Track every naira. Know what comes in, what goes out, and what stays saved. Simple record keeping prevents money from disappearing without explanation.

The Corpers Who Leave Service Ahead

There is a pattern among corpers who finish service with savings, skills, and clarity about their next steps.

They started their side income early. Not six months into service when POP was already approaching. Within the first month after orientation camp, they had identified an income stream and started executing.

They said yes to opportunities. Tutoring, freelancing, small trading. They did not wait for the perfect opportunity. They took what was available and improved from there.

They lived below their means. They resisted the pressure to spend allowance on aso ebi for every corper wedding and matching outfits for every CDS event. They socialized without spending recklessly.

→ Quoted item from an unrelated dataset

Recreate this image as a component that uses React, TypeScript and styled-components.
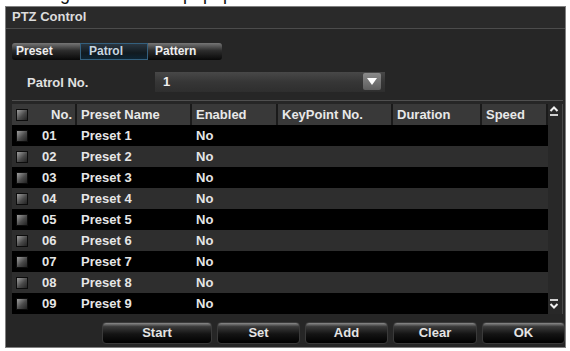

They invested in themselves. Online courses, certification programs, tools for their side business. They spent money on things that increased their earning capacity.

They planned for life after service. Throughout the year, they built skills, saved money, and made connections that positioned them for what came after POP. Service was not a pause in their life. It was a launchpad.

Your Service Year Starts Now

Whether you are heading to camp next week or already at your PPA, the principles remain the same. Your service year is twelve months. Twelve months of allowance. Twelve months of structured time. Twelve months of access to a network of fellow graduates.

What you do with those twelve months is your decision. You can spend the year waiting for the next allowance payment. Or you can spend it building income streams that outlast the service year.

The corpers who make money during service are not special. They are not more talented or more connected. They simply decided to use the time productively and followed through on that decision consistently.

Make the same decision. Start this week. Identify one income stream from this post that fits your skills and situation. Take the first step today. The service year clock is ticking. Make it count.